Another perk of the window seat — ignore the sunlight, I took this photo the next morning — is an extra storage compartment underneath the window.
For comparison's sake, this is what the first-class seat looks like. It is fully enclosed and has 86 inches of pitch. When fully extended as a bed, it is 78 inches long. One day, one day.
Each seat has its own overhead compartment. I was able to put both my backpacks, my sweater, and my souvenirs bag up there without having to fight with other passengers for space.
Each cabin has a smaller selection of magazines for passengers to choose from. It's a heck of a lot better than the usual in-flight magazine you get in economy.
Right above my seat was a bouquet of fresh flowers.
I snagged a copy of the latest National Geographic, which I rarely get to read these days. A flight attendant dropped off the menu and wine list. We hadn't even taken off yet.
Before takeoff, I wanted to see Emirates' famous walk-up cocktail lounge, which is, for many, the centerpiece of the business-class experience. Unfortunately, it was not yet operational.
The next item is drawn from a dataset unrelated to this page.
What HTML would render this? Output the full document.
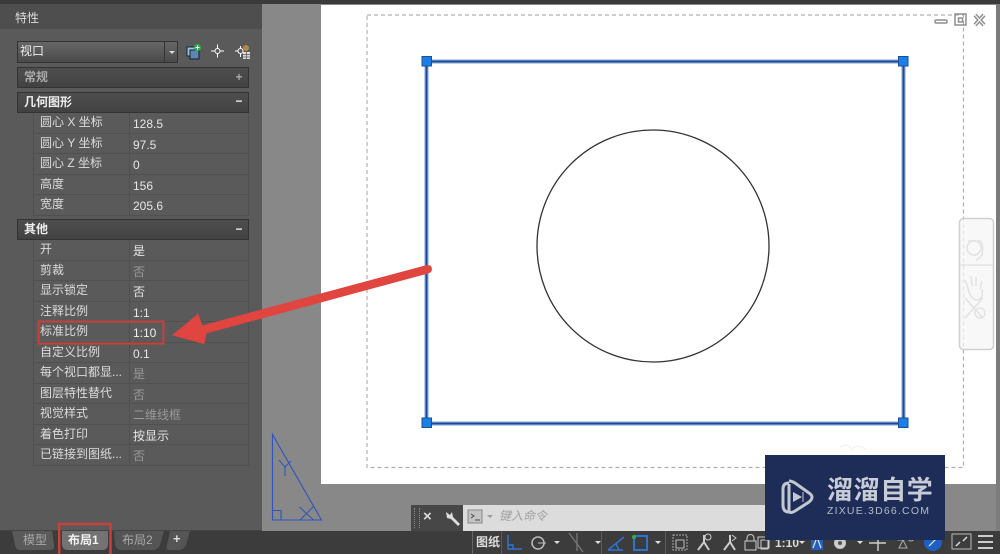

I went back to my seat to set up the "command station," as veteran business travellers call it (note: no one calls it this). Each seat has an HDMI port, two USB ports, a headphone jack, and AC power. I plugged in my phone, laptop, and Kindle and was ready to go.
Each seat has a docked tablet that you can use to control everything from reading lights ...
... to picking from the thousands of movies, television shows, and documentaries on offer in the entertainment system.
For those that don't like using the tablet as a remote, there's an actual remote! It's a tethered handheld that has a touchscreen and can be used for everything the tablet can. I'm not sure why both are necessary, but hey, it's business class!